For the next two years I read. I read about every religion I could find, beginning with the dead ones and working my way slowly inward towards the ones that were still alive, and from there through history and theology towards Christianity. I read the early Church Fathers. From Justin Martyr to Ignatius of Antioch and on through the rest of them, I saw something I had not expected. There was one Church, the same Church, that ran in an unbroken line from the Apostles down through the centuries and was still here. The Catholic Church was not a later development that had drifted from a purer original. It was the original.
I joined RCIA at St Mary’s Catholic Center in my senior year at Texas A&M. I told myself, and I meant it at the time, that I was only there to learn and that I was not going to convert under any circumstances, that I was there to find the holes in the story and walk away. Halfway through, I had to admit there were none. The objections I had carried in from a Protestant frame of mind, the Real Presence, praying to the saints, all of it, kept dissolving the more I read.
Aquinas helped me. The Fathers helped me more, and at some point I became the main obstacle. I had to admit that there is no faith without doubt, and that I was not going to know everything in this life with the certainty I wanted. I had to trust the Church. I had to trust the men and women who had been working through these questions for centuries before I was born, who were, frankly, wiser than I am. That kind of trust is humility, not a failure of reason.
RCIA usually takes a full year, but I was about to graduate and move to Washington for graduate school, so I completed both parts at once. I was received into the Church on Wednesday of the Sixth Week of Easter, 17 May 2023. That day is also a Minor Rogation Day, one of three the Church has set aside for centuries to fast and beg God for His mercy in the days before the Ascension. Rogare, in Latin, means to ask or to beg. It is perhaps providential that my journey, which started three years earlier with asking, should result in my being received into the Church on a Rogation Day.
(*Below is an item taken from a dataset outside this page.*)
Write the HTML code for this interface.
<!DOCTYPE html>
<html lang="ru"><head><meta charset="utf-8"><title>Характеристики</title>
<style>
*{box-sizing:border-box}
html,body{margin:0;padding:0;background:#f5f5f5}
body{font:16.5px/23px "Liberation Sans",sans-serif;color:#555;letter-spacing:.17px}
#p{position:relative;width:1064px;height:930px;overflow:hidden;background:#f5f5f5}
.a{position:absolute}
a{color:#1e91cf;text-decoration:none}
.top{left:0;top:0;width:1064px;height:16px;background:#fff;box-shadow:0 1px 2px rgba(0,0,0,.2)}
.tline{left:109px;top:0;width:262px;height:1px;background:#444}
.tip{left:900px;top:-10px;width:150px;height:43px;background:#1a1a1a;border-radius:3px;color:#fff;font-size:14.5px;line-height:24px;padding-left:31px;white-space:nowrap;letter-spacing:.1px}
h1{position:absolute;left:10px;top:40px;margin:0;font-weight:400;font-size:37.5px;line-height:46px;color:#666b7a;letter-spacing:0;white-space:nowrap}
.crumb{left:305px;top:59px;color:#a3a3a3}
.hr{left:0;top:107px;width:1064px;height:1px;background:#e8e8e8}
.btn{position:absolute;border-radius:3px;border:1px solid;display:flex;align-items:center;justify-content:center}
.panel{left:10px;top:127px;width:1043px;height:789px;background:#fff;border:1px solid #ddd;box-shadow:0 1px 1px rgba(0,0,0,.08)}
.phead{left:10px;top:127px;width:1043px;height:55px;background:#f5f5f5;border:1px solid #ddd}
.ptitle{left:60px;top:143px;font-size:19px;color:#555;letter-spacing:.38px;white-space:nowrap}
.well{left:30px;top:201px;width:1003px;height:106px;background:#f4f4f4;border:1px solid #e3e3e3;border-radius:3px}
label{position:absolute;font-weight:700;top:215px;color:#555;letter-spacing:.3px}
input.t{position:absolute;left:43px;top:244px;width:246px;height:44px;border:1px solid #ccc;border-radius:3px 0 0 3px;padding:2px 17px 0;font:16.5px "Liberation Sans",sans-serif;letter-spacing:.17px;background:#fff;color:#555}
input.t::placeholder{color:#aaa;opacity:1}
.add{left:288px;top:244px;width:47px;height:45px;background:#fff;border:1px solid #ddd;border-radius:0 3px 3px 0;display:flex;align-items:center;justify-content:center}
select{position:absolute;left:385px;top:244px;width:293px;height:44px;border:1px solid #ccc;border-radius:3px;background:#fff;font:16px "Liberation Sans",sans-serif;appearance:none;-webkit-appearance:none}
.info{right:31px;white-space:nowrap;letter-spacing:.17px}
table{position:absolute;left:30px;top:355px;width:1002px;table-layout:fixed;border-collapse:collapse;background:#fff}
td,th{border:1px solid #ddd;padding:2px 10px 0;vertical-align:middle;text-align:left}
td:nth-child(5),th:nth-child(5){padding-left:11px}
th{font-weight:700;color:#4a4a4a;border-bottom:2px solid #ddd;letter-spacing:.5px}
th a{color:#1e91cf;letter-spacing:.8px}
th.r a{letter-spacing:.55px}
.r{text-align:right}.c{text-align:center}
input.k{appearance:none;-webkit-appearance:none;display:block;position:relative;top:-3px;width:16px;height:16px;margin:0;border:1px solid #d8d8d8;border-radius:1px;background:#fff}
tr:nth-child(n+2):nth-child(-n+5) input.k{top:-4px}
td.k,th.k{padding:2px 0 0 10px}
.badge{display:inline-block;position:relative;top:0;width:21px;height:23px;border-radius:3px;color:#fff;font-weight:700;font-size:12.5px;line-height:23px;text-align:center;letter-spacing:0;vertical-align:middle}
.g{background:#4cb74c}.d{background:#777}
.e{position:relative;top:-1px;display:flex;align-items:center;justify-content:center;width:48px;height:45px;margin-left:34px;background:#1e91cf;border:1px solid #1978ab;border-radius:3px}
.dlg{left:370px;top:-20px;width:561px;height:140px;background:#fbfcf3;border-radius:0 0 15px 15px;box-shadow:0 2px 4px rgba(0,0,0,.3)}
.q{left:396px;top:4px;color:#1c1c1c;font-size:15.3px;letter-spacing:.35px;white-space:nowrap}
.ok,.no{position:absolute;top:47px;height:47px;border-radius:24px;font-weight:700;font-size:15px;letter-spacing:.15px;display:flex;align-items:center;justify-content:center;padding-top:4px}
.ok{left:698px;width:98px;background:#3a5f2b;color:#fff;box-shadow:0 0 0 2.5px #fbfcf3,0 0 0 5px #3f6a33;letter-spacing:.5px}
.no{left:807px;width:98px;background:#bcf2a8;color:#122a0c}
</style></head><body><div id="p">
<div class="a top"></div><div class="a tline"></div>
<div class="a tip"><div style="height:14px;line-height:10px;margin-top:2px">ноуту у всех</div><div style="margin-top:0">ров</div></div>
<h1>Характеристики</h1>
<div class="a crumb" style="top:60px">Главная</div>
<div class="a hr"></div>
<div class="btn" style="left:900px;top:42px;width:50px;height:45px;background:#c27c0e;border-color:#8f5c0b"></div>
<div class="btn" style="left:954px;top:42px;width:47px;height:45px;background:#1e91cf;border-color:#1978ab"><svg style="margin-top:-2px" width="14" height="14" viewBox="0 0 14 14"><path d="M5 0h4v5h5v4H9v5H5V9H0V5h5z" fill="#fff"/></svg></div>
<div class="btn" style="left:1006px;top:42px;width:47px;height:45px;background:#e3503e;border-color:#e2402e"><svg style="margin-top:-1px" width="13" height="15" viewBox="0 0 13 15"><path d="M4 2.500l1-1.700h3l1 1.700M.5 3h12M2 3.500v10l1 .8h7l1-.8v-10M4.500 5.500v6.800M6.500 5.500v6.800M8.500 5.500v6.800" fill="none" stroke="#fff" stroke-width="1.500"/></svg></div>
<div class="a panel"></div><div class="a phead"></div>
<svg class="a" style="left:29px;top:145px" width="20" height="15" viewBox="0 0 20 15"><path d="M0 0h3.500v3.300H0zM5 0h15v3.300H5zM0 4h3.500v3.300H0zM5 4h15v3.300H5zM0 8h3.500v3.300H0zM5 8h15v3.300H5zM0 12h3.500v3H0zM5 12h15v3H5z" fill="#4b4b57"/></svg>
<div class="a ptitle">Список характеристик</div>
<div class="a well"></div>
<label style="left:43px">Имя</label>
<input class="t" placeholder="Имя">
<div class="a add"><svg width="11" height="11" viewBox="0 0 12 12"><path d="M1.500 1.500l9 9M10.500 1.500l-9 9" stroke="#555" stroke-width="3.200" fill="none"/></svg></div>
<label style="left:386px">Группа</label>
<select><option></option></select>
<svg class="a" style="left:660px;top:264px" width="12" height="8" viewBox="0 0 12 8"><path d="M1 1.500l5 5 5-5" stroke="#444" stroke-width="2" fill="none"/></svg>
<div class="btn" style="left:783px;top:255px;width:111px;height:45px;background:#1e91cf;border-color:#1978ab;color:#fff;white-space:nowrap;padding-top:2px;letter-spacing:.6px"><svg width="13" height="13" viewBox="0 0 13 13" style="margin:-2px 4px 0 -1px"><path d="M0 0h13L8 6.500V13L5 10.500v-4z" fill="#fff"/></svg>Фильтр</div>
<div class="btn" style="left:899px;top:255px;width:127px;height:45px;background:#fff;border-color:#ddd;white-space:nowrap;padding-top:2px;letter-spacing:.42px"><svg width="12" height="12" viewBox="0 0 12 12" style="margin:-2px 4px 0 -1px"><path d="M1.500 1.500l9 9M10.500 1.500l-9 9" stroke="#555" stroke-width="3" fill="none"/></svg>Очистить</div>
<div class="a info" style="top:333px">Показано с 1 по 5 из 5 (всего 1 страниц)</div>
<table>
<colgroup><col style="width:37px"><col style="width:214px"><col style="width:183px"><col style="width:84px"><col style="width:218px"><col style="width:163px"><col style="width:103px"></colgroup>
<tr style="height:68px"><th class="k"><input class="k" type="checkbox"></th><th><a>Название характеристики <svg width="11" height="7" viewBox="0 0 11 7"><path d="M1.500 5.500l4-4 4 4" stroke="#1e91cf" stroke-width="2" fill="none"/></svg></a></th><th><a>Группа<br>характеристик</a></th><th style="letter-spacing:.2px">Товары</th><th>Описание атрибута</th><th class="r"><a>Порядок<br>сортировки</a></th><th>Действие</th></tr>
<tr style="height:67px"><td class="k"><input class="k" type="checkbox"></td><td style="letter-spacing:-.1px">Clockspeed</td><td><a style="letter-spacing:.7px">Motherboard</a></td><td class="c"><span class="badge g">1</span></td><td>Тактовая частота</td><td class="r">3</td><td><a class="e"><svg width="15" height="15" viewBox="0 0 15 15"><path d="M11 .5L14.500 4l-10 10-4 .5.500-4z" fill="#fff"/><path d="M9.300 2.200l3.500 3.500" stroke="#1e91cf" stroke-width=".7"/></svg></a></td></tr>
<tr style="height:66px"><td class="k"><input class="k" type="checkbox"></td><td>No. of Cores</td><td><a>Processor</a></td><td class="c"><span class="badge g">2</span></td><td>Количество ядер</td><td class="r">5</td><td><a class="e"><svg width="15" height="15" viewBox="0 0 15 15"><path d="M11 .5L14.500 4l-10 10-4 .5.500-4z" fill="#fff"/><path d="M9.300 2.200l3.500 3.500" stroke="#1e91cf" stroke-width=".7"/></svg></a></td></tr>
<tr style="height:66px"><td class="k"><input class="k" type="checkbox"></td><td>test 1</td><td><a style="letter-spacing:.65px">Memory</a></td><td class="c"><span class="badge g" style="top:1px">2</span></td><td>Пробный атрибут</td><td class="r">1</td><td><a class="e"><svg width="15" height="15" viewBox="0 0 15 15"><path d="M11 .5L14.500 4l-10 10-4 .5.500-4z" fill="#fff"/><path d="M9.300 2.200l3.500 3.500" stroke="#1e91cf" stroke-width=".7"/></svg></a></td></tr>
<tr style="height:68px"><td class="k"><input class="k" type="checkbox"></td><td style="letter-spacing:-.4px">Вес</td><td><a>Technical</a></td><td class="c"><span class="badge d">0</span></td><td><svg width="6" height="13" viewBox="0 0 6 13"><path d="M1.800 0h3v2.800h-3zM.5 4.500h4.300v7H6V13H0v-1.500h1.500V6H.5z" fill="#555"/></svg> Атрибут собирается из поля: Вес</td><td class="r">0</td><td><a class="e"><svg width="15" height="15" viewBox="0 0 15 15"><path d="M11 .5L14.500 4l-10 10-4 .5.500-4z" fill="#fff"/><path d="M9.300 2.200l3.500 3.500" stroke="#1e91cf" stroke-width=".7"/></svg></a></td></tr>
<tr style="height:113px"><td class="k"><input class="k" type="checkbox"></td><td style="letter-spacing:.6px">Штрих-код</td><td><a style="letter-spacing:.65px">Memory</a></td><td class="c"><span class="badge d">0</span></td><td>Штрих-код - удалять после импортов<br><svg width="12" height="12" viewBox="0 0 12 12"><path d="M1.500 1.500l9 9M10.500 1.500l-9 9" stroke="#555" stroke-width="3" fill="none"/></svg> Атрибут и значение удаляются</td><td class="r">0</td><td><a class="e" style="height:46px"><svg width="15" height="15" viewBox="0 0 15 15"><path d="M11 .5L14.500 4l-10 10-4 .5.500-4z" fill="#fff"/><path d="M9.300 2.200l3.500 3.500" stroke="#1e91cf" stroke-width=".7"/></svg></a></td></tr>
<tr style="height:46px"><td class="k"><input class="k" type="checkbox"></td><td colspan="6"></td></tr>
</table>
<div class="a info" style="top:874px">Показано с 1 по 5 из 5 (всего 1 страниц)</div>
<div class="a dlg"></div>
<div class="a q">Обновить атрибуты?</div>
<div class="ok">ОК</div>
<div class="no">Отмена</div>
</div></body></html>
For the first two years after my confirmation I went to the Novus Ordo and I was happy, because I was a Catholic and I was not looking for anything else. Then I went home to Florida to visit my mother and visited an FSSP chapel where the Traditional Latin Mass was offered. I did not like it the first time. I could not follow what was happening. I did not know when to stand or kneel. I felt as though I had wandered into someone else’s prayer by mistake, and I almost wrote the whole thing off as a bad experience.
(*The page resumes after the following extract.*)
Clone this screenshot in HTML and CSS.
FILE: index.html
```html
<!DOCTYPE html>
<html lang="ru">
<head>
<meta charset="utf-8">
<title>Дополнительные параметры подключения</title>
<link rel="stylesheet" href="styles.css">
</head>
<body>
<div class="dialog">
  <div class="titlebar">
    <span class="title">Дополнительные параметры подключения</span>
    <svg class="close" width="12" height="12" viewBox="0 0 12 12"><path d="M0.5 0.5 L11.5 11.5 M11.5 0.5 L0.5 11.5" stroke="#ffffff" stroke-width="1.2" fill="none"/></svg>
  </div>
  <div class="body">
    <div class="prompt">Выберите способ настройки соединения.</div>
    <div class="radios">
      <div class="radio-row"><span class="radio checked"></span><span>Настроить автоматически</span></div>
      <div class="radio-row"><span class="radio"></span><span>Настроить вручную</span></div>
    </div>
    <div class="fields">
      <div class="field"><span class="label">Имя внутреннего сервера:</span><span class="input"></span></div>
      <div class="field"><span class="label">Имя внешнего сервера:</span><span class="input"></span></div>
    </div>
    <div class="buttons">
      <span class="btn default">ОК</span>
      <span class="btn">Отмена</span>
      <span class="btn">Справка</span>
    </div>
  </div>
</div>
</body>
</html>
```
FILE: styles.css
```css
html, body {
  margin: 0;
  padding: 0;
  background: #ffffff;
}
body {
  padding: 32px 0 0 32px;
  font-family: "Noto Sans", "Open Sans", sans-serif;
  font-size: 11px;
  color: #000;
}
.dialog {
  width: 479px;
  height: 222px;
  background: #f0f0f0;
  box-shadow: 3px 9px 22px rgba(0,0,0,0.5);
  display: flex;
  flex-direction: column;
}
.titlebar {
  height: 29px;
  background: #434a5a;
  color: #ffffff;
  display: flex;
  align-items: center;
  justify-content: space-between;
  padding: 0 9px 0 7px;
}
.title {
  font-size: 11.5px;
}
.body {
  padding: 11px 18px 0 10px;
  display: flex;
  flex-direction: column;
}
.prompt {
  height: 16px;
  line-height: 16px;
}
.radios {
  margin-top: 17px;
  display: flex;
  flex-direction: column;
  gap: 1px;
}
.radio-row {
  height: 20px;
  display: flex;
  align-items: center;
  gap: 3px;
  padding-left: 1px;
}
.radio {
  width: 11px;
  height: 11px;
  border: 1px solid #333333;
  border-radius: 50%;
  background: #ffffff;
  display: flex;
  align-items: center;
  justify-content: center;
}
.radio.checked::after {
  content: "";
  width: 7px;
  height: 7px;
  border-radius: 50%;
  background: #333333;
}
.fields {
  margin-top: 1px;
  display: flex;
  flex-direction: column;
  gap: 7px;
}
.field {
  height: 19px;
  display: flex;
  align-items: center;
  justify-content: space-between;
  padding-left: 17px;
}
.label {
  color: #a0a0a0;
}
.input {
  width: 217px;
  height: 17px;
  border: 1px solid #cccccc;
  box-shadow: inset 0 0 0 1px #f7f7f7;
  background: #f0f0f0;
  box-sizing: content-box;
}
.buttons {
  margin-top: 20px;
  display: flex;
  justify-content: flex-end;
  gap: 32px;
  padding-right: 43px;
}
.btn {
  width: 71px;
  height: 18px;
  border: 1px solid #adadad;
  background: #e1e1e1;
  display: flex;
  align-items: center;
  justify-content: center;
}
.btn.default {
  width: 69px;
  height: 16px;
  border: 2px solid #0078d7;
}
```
I went back because I had heard too many people I respected speak about the old Mass with too much love for me to dismiss it after one visit. The second time it was different, and by the third time something had given way in me. What drew me in was the reverence, from the Gregorian chant to the incense, from kneeling at the rail to receive Our Lord to the prayers at the foot of the altar and the dozens of smaller prayers along the way that I had not even known existed. I came to love Low Mass especially. The long silences gave me room to be quiet before God, and to let Him be quiet in return.
Somewhere in those weeks I realised that the old Mass was the same discovery I had already made in my reading, only now I was making it on my knees. The continuity I had followed into the Church through Justin Martyr and Ignatius of Antioch was the same continuity I was kneeling within in that little chapel.
The Roman Rite as I was praying it is one of the oldest continuously prayed liturgies anywhere in the world, with a Canon whose words were already ancient when St Gregory the Great put his hand to them at the end of the sixth century. Almost every saint I had ever read about or loved had been formed by this Mass. My grandmother’s favourite, Padre Pio, offered it every morning of his priestly life, and offered it so slowly and so seriously that people travelled from across Europe to watch him. St Thérèse of Lisieux, whose Story of a Soul I had read more than once and whose Little Way had quietly reshaped the way I thought about holiness, had heard this Mass throughout her short life and had been sanctified within it. To kneel at the same rail and to hear the same Latin and to pray the same Canon they had prayed was to pray with them.
I started going every Sunday I could, and as I prayed I found that I wanted, more and more, to understand what I was actually praying. I wanted to follow the propers for the day. I wanted to know the feast and its rank and the season of the liturgical year. I wanted to learn the Latin, not as a performance and not to show anyone anything, but because the prayers themselves are old and beautiful and mean something exact that the English does not quite capture. What I wanted, in short, was one thing that put it all in one place: the Mass with the day’s propers, the Office, the Rosary in Latin, the texts side by side so that I could actually read what I was hearing. I looked. I could not quite find what I was looking for, so I built one for myself.
I called it Introibo, after the first word of the prayers at the foot of the altar. Introibo ad altare Dei. “I will go in to the altar of God.” I built it because St Carlo Acutis used what he had for the love of God, and I wanted to use what I had in the same way. I would have been content if no one else in the world had ever downloaded it, because it is the app I use every day. It opens each morning to the liturgical day itself, and from there to the Mass, the Office, the Rosary and the Stations of the Cross in Latin, an examination of conscience, a library of traditional prayers, a small school for learning ecclesiastical Latin through the prayers themselves, and the practices of the saints to follow throughout the year. It is free. It works fully offline. There are no adverts, no accounts and no tracking of any kind.
I had never built an app before this one. I am not a developer. My undergraduate degree from Texas A&M is in business and my master’s degree from Georgetown University is in finance, and the closest I had come was a few tools I had put together for work and school over the years, none of which had ever lived on anybody’s phone.
Three years on from my confirmation, the Catholic faith is the most important thing in my life and I do not know who or what I would be without it. Everything I want now comes from one thing, which is to serve God and to follow His will in whatever way He gives me to do it. The app is a small part of that, and the Mass is a far larger part, but all of it traces back, in the end, to the same small prayer I prayed by accident in my dorm room six years ago, when I did not know what I was doing, and it turned out not to matter, because Someone was already listening.